Gazing across the mighty chasm, we at last discover that it is not its great depth nor length, nor yet these wonderful buildings, that most impresses us. It is its immense width, sharply defined by precipitous walls plunging suddenly down from a flat plain, declaring in terms instantly apprehended that the vast gulf is a gash in the once unbroken plateau, made by slow, orderly erosion and removal of huge beds of rocks. Other valleys of erosion are as great—in all their dimensions some are greater—but none of these produces an effect on the imagination at once so quick and profound, coming without study, given at a glance. Therefore by far the greatest and most influential feature of this view from Bright Angel or any other of the cañon views is the opposite wall. Of the one beneath our feet we see only fragmentary sections in cirques and amphitheaters and on the sides of the out-jutting promontories between them, while the other, though far distant, is beheld in all its glory of color and noble proportions—the one supreme beauty and wonder to which the eye is ever turning. For while charming with its beauty it tells the story of the stupendous erosion of the cañon—the foundation of the unspeakable impression made on everybody. It seems a gigantic statement for even nature to make, all in one mighty stone word, apprehended at once like a burst of light, celestial color its natural vesture, coming in glory to mind and heart as to a home prepared for it from the very beginning. Wildness so godful, cosmic, primeval, bestows a new sense of earth’s beauty and size. Not even from high mountains does the world seem so wide, so like a star in glory of light on its way through the heavens.

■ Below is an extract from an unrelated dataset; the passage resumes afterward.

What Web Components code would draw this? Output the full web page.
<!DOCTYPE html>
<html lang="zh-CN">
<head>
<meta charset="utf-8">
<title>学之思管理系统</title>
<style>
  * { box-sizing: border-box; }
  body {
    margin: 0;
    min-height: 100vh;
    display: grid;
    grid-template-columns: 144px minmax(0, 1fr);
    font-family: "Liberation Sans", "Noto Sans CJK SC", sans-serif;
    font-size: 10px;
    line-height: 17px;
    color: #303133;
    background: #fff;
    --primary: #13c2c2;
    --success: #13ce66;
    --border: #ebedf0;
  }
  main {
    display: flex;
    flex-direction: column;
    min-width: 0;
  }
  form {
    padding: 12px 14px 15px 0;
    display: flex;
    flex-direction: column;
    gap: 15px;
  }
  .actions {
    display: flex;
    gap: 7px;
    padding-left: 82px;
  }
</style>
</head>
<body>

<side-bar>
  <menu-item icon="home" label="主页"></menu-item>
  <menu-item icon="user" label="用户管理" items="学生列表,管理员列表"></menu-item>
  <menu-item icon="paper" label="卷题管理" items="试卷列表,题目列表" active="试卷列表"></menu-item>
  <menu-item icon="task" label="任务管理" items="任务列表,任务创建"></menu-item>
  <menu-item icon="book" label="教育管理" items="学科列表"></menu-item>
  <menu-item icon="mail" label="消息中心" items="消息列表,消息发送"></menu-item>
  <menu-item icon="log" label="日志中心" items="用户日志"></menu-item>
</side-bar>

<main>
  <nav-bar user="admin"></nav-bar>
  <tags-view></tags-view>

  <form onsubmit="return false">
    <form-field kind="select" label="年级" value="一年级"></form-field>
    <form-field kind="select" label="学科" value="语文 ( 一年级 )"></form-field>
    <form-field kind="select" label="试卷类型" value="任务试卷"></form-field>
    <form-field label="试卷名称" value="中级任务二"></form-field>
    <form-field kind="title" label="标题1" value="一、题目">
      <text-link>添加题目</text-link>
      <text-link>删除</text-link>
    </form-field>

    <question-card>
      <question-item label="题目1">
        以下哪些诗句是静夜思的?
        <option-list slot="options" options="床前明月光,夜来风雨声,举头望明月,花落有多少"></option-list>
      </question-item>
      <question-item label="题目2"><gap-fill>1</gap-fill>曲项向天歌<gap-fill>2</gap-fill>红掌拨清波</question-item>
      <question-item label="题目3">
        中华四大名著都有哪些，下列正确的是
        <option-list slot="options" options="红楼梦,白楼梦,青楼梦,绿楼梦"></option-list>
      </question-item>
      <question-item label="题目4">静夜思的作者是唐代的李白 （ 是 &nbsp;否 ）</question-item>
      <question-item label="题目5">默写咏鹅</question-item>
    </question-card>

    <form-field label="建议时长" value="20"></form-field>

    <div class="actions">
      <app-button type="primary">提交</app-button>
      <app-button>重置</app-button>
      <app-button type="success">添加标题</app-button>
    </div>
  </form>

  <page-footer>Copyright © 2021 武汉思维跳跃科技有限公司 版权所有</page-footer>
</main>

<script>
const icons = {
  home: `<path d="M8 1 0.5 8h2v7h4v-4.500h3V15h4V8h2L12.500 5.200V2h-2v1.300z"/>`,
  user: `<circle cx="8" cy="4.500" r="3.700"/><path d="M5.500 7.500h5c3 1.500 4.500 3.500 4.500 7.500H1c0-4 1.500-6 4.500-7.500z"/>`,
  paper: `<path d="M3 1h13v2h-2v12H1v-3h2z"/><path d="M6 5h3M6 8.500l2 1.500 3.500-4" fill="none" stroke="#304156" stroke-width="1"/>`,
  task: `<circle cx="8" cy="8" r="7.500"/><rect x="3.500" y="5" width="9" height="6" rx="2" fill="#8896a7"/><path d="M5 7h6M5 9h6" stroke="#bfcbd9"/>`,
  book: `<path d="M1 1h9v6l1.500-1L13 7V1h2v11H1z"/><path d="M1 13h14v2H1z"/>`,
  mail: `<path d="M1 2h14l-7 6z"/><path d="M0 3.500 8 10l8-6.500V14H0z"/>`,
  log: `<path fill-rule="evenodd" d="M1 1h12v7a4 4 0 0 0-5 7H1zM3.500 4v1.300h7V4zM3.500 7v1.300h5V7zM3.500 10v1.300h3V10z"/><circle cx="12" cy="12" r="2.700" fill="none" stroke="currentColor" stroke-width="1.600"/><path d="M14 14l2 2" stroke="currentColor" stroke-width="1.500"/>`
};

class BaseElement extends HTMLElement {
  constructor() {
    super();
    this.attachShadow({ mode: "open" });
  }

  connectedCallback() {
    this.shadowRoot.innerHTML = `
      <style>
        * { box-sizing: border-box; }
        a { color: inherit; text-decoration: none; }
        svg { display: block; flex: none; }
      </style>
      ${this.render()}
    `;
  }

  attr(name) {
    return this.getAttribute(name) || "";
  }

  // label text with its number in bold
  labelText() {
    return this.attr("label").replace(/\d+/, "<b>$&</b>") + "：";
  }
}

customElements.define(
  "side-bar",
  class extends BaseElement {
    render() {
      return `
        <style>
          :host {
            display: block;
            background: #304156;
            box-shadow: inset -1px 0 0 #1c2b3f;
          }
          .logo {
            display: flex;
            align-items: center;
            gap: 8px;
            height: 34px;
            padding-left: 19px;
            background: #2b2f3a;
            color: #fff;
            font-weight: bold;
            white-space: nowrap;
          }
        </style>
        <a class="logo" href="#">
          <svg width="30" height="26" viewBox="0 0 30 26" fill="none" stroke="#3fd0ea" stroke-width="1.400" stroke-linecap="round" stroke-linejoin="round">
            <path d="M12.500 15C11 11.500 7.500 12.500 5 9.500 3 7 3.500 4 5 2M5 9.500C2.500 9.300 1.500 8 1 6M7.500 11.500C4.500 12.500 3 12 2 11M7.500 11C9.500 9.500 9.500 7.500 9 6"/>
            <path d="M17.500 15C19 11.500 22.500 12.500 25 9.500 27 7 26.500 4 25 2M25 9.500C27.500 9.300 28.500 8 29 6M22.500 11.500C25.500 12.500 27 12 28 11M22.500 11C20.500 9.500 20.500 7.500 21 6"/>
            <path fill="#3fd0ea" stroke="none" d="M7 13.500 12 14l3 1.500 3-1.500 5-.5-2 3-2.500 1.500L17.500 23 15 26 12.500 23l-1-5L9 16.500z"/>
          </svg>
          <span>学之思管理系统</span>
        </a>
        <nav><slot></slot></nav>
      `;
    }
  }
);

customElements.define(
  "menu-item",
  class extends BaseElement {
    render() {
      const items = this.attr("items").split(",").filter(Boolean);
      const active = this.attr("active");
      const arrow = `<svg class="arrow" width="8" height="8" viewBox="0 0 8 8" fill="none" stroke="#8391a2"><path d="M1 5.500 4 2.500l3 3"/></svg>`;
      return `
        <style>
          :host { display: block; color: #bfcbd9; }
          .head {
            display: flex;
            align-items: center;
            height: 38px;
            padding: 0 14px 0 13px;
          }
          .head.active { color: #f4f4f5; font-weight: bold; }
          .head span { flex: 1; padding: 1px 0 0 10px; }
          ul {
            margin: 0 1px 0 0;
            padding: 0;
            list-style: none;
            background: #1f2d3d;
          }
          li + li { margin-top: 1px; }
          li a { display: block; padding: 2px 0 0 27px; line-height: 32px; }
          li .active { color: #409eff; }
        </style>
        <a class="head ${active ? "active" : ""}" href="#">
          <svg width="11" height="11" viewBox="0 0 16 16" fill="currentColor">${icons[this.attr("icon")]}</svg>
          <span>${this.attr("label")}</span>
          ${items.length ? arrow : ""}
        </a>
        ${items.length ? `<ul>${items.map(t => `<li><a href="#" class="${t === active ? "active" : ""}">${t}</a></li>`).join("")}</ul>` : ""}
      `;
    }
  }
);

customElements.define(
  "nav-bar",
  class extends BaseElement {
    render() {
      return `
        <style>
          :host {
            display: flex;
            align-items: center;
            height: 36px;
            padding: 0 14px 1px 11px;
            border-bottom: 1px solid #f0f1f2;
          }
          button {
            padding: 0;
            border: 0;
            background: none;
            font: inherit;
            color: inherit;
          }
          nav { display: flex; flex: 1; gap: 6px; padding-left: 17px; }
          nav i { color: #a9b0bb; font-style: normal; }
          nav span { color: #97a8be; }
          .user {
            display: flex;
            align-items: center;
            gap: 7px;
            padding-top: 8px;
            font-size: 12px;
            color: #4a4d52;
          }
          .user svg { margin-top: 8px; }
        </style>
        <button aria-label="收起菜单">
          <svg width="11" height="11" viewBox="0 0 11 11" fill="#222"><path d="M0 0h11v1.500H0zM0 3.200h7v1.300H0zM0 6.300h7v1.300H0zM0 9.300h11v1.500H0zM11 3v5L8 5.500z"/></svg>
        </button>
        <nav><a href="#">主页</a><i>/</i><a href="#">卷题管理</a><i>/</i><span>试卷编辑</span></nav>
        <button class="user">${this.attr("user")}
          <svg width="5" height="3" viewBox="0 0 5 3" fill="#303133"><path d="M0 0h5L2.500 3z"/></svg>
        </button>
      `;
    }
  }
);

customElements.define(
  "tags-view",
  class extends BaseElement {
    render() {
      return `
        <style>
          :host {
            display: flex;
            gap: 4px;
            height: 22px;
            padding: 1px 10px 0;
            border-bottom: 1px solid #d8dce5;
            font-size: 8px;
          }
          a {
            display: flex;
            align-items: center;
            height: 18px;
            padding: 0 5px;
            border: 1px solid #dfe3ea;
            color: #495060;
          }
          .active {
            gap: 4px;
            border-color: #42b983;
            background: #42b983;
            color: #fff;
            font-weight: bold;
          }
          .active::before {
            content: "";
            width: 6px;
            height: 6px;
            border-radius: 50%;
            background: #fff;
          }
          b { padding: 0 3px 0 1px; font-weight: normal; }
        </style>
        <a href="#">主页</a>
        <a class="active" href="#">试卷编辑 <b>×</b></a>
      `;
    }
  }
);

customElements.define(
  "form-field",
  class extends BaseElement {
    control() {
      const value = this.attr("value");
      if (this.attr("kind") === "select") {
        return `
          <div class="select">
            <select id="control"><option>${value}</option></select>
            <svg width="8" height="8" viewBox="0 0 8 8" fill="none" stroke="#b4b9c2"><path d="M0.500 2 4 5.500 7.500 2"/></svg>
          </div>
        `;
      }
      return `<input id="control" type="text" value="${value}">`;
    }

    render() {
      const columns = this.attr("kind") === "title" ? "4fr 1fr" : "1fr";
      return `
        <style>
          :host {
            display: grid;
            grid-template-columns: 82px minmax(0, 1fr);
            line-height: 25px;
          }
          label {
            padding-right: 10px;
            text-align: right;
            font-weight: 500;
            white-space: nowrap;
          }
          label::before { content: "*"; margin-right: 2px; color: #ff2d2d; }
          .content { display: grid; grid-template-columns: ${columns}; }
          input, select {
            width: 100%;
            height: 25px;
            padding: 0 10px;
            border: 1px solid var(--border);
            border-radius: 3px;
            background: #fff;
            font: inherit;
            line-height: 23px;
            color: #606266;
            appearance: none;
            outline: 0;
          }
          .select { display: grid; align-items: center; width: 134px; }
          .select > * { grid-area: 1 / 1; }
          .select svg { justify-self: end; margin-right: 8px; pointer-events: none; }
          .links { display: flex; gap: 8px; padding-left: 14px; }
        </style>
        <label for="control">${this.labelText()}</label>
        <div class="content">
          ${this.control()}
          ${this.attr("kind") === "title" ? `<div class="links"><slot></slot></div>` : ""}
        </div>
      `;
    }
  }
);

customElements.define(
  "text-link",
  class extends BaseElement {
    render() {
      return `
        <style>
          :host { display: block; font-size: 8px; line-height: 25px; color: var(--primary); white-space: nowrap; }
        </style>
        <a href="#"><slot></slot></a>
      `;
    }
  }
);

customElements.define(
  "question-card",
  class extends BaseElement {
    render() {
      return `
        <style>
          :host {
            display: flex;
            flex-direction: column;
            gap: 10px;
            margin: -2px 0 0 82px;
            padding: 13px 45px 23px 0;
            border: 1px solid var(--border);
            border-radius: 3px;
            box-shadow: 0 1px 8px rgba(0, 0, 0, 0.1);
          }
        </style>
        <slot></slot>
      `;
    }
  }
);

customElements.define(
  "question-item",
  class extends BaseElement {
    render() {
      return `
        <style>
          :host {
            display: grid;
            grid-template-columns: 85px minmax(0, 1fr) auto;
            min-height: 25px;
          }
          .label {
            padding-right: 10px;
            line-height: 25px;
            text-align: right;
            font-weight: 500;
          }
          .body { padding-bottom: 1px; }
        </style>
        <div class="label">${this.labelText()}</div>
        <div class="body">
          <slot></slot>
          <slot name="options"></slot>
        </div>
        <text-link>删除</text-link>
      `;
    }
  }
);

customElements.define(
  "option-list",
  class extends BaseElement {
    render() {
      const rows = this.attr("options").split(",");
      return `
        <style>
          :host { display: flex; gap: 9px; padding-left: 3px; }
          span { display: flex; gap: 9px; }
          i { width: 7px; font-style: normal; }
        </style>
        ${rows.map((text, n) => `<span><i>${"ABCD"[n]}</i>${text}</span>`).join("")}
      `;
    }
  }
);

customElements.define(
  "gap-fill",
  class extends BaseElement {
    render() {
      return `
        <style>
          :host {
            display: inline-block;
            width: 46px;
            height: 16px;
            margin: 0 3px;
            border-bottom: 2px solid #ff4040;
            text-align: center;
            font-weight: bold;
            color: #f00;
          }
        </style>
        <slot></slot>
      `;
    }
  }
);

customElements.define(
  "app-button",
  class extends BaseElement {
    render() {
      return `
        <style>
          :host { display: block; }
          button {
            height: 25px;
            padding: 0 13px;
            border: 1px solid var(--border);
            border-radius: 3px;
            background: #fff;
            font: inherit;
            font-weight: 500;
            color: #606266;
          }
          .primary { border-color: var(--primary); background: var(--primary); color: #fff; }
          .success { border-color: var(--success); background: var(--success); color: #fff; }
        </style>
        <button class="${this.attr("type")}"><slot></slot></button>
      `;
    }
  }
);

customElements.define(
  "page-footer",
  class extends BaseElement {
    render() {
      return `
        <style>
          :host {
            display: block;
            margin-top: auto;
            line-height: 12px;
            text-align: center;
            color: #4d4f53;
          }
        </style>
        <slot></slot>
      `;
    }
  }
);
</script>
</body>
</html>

I have observed scenery-hunters of all sorts getting first views of yosemites, glaciers, White Mountain ranges, etc. Mixed with the enthusiasm which such scenery naturally excites, there is often weak gushing, and many splutter aloud like little waterfalls. Here, for a few moments at least, there is silence, and all are in dead earnest, as if awed and hushed by an earthquake—perhaps until the cook cries “Breakfast!” or the stable-boy “Horses are ready!” Then the poor unfortunates, slaves of regular habits, turn quickly away, gasping and muttering as if wondering where they had been and what had enchanted them.

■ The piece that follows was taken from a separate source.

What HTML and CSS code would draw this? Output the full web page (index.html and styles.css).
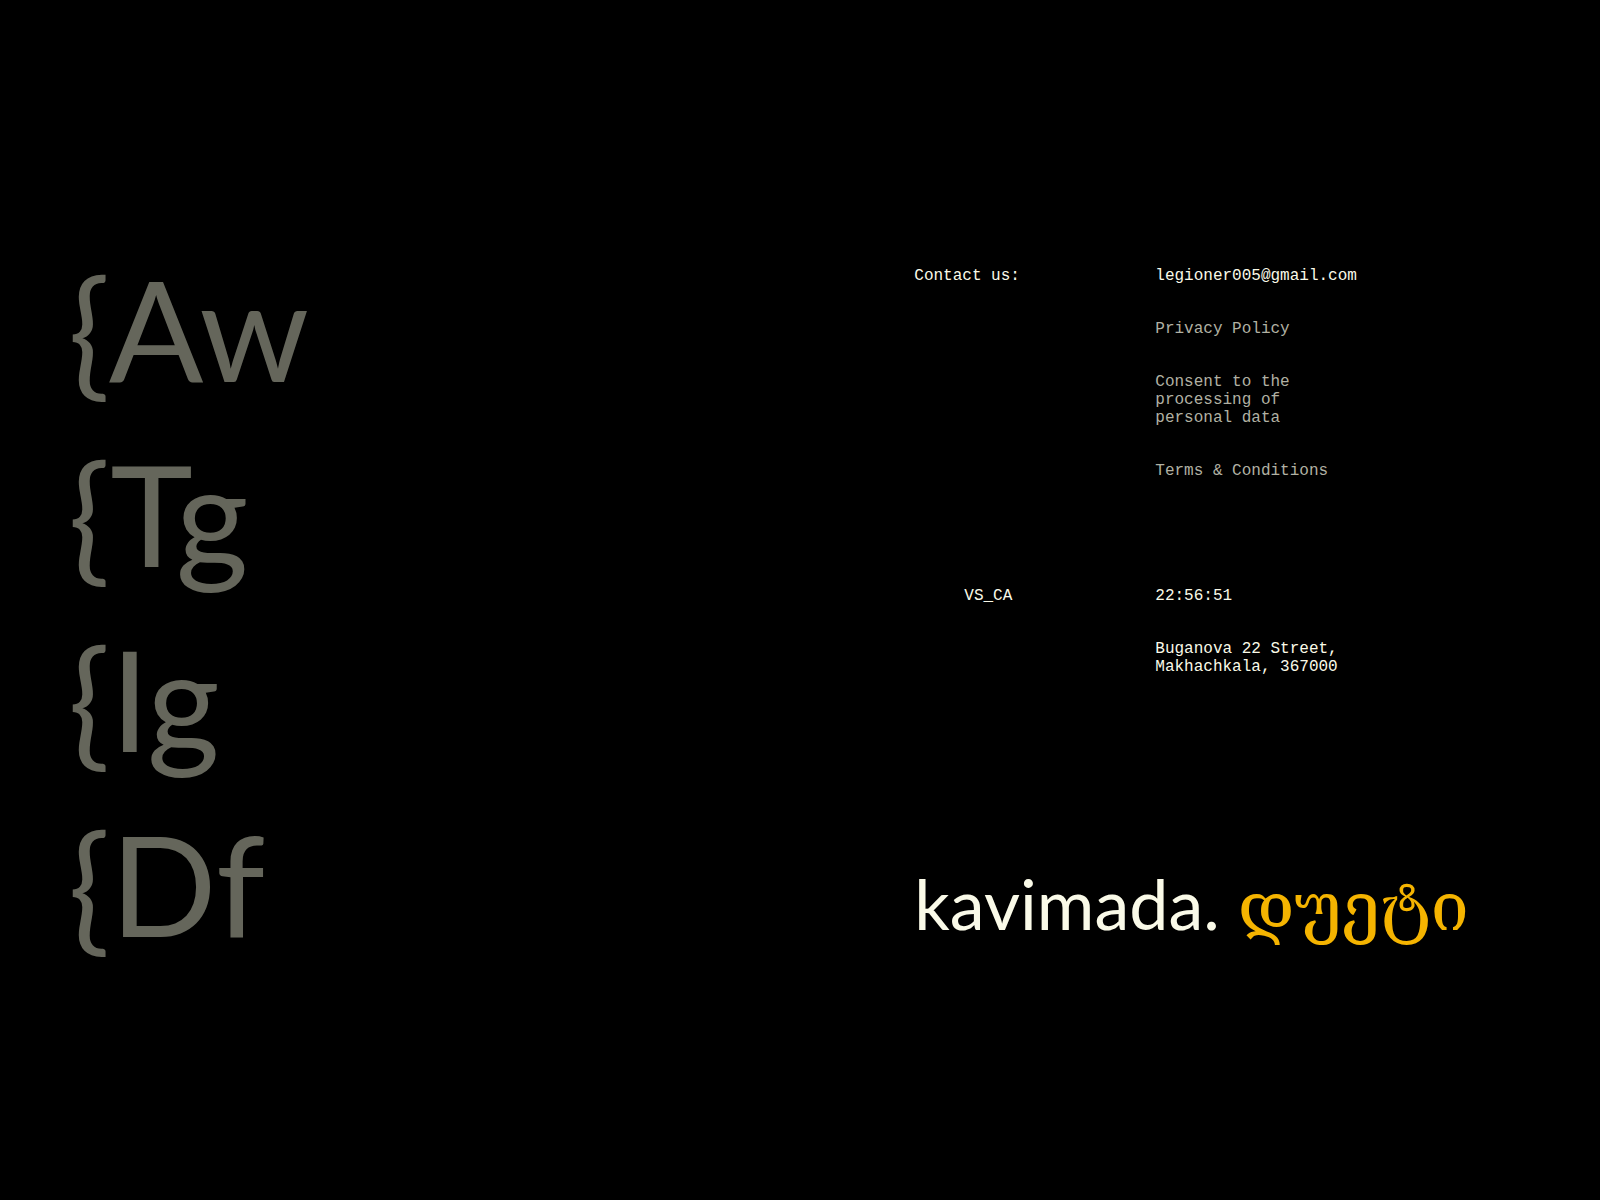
FILE: index.html
```html
<!DOCTYPE html>
<html lang="en">
<head>
    <meta charset="UTF-8">
    <meta name="viewport" content="width=device-width, initial-scale=1.0">
    <title>kavimada. დუეტი</title>
    <link rel="stylesheet" href="styles.css">
</head>
<body>
    <main class="page">
        <nav class="menu">
            <a href="#aw">{Aw</a>
            <a href="#tg">{Tg</a>
            <a href="#ig">{Ig</a>
            <a href="#df">{Df</a>
        </nav>
        <div class="info">
            <section class="row">
                <p class="label">Contact us:</p>
                <div class="details">
                    <a class="mail" href="mailto:legioner005@gmail.com">legioner005@gmail.com</a>
                    <a href="#privacy">Privacy Policy</a>
                    <a href="#consent">Consent to the processing of personal data</a>
                    <a href="#terms">Terms &amp; Conditions</a>
                </div>
            </section>
            <section class="row">
                <p class="label indent">VS_CA</p>
                <div class="details">
                    <time>22:56:51</time>
                    <address>Buganova 22 Street, Makhachkala, 367000</address>
                </div>
            </section>
            <h1 class="logo">kavimada. <span lang="ka">დუეტი</span></h1>
        </div>
    </main>
</body>
</html>
```

FILE: styles.css
```css
* {
    box-sizing: border-box;
    margin: 0;
    padding: 0;
}
body {
    background: #000;
    color: #fafae8;
    font-family: "Liberation Mono", monospace;
    font-size: 16px;
    line-height: 18px;
}
a {
    color: #b1b1a3;
    text-decoration: none;
}
.page {
    display: grid;
    grid-template-columns: 4fr 3fr;
    align-content: center;
    min-height: 100vh;
    padding-top: 12px;
}
.menu {
    display: flex;
    flex-direction: column;
    align-items: flex-start;
    padding-left: 68px;
}
.menu a {
    color: #65665b;
    font-family: Lato, sans-serif;
    font-size: 140px;
    line-height: 185px;
}
.info {
    display: flex;
    flex-direction: column;
    gap: 107px;
    padding-top: 31px;
}
.row {
    display: grid;
    grid-template-columns: 241px 200px;
}
.indent {
    padding-left: 50px;
}
.details {
    display: flex;
    flex-direction: column;
    align-items: flex-start;
    gap: 35px;
}
.details .mail {
    color: #fafae8;
    white-space: nowrap;
}
address {
    font-style: normal;
}
.logo {
    font-family: Lato, sans-serif;
    font-size: 70px;
    font-weight: 400;
    line-height: 80px;
    margin-top: 80px;
    white-space: nowrap;
}
.logo span {
    color: #f5b400;
    font-family: "DejaVu Serif", serif;
    font-size: 68px;
}
```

Roads have been made from Bright Angel Hotel through the Coconino Forest to the ends of outstanding promontories, commanding extensive views up and down the cañon. The nearest of them, three or four miles east and west, are O’Neill’s Point and Rowe’s Point; the latter, besides commanding the eternally interesting cañon, gives wide-sweeping views southeast and west over the dark forest roof to the San Francisco and Mount Trumbull volcanoes—the bluest of mountains over the blackest of level woods.

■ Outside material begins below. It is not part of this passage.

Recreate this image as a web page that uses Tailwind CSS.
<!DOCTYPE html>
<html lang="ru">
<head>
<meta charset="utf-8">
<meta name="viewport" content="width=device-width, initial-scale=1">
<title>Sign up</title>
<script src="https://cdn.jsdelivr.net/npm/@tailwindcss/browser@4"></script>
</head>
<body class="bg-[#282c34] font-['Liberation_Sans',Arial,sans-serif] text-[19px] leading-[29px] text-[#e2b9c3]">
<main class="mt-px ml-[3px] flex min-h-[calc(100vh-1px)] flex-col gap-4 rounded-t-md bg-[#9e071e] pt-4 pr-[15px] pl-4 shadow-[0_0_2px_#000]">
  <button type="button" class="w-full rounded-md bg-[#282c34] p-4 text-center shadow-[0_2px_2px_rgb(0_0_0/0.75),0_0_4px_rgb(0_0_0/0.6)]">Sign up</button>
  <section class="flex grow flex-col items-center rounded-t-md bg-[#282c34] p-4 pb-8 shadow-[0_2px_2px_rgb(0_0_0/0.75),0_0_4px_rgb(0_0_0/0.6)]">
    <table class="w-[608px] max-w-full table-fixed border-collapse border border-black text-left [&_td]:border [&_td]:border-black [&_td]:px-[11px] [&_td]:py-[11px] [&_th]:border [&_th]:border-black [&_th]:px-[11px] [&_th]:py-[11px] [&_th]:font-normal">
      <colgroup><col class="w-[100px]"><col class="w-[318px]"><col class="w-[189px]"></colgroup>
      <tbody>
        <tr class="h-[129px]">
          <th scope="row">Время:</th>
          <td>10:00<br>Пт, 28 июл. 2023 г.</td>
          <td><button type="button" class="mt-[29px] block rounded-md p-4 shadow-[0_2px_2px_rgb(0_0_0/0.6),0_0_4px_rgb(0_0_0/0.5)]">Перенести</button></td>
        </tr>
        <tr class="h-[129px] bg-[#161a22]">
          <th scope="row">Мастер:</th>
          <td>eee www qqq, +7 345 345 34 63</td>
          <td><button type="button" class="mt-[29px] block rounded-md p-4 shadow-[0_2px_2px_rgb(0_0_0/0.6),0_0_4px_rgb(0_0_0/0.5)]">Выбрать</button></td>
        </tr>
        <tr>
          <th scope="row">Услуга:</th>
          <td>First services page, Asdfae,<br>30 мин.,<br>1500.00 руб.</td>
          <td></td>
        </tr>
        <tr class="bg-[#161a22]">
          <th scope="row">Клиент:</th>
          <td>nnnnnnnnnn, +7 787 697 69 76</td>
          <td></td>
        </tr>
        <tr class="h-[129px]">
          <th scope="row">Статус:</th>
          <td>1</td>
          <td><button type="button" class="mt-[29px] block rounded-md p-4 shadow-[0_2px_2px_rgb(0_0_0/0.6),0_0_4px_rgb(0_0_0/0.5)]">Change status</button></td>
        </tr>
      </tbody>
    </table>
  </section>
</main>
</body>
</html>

Instead of thus riding in dust with the crowd, more will be gained by going quietly afoot along the rim at different times of day and night, free to observe the vegetation, the fossils in the rocks, the seams beneath overhanging ledges once inhabited by Indians, and to watch the stupendous scenery in the changing lights and shadows, clouds, showers, and storms. One need not go hunting the so-called “points of interest.” The verge anywhere, everywhere, is a point of interest beyond one’s wildest dreams.

As yet, few of the promontories or throng of mountain buildings in the cañon are named. Nor among such exuberance of forms are names thought of by the bewildered, hurried tourist. He would be as likely to think of names for waves in a storm. The Eastern and Western Cloisters, Hindu Amphitheater, Cape Royal, Powell’s Plateau, Grand View Point, Point Sublime, Bissell and Moran Points, the Temple of Set, Vishnu’s Temple, Shiva’s Temple, Twin Temples, Tower of Babel, Hance’s Column—these fairly good names given by Dutton, Holmes, Moran, and others are scattered over a large stretch of the cañon wilderness.

All the cañon rock-beds are lavishly painted, except a few neutral bars and the granite notch at the bottom occupied by the river, which makes but little sign. It is a vast wilderness of rocks in a sea of light, colored and glowing like oak and maple woods in autumn, when the sun-gold is richest. I have just said that it is impossible to learn what the cañon is like from descriptions and pictures. Powell’s and Dutton’s descriptions present magnificent views not only of the cañon but of all the grand region round about it; and Holmes’s drawings, accompanying Dutton’s report, are wonderfully good. Surely faithful and loving skill can go no farther in putting the multitudinous decorated forms on paper. But the colors, the living rejoicing colors, chanting morning and evening in chorus to heaven! Whose brush or pencil, however lovingly inspired, can give us these? And if paint is of no effect, what hope lies in pen-work? Only this: some may be incited by it to go and see for themselves.

No other range of mountainous rock-work of anything like the same extent have I seen that is so strangely, boldly, lavishly colored. The famous Yellowstone Cañon below the falls comes to mind; but, wonderful as it is, and well deserved as is its fame, compared with this it is only a bright rainbow ribbon at the roots of the pines. Each of the series of level, continuous beds of carboniferous rocks of the cañon has, as we have seen, its own characteristic color. The summit limestone beds are pale yellow; next below these are the beautiful rose-colored cross-bedded sandstones; next there are a thousand feet of brilliant red sandstones; and below these the red wall limestones, over two thousand feet thick, rich massy red, the greatest and most influential of the series, and forming the main color-fountain. Between these are many neutral-tinted beds. The prevailing colors are wonderfully deep and clear, changing and blending with varying intensity from hour to hour, day to day, season to season; throbbing, wavering, glowing, responding to every passing cloud or storm, a world of color in itself, now burning in separate rainbow bars streaked and blotched with shade, now glowing in one smooth, all-pervading ethereal radiance like the alpenglow, uniting the rocky world with the heavens.

The dawn, as in all the pure, dry desert country is ineffably beautiful; and when the first level sunbeams sting the domes and spires, with what a burst of power the big, wild days begin! The dead and the living, rocks and hearts alike, awake and sing the new-old song of creation. All the massy headlands and salient angles of the walls, and the multitudinous temples and palaces, seem to catch the light at once, and cast thick black shadows athwart hollow and gorge, bringing out details as well as the main massive features of the architecture; while all the rocks, as if wild with life, throb and quiver and glow in the glorious sunburst, rejoicing. Every rock temple then becomes a temple of music; every spire and pinnacle an angel of light and song, shouting color hallelujahs.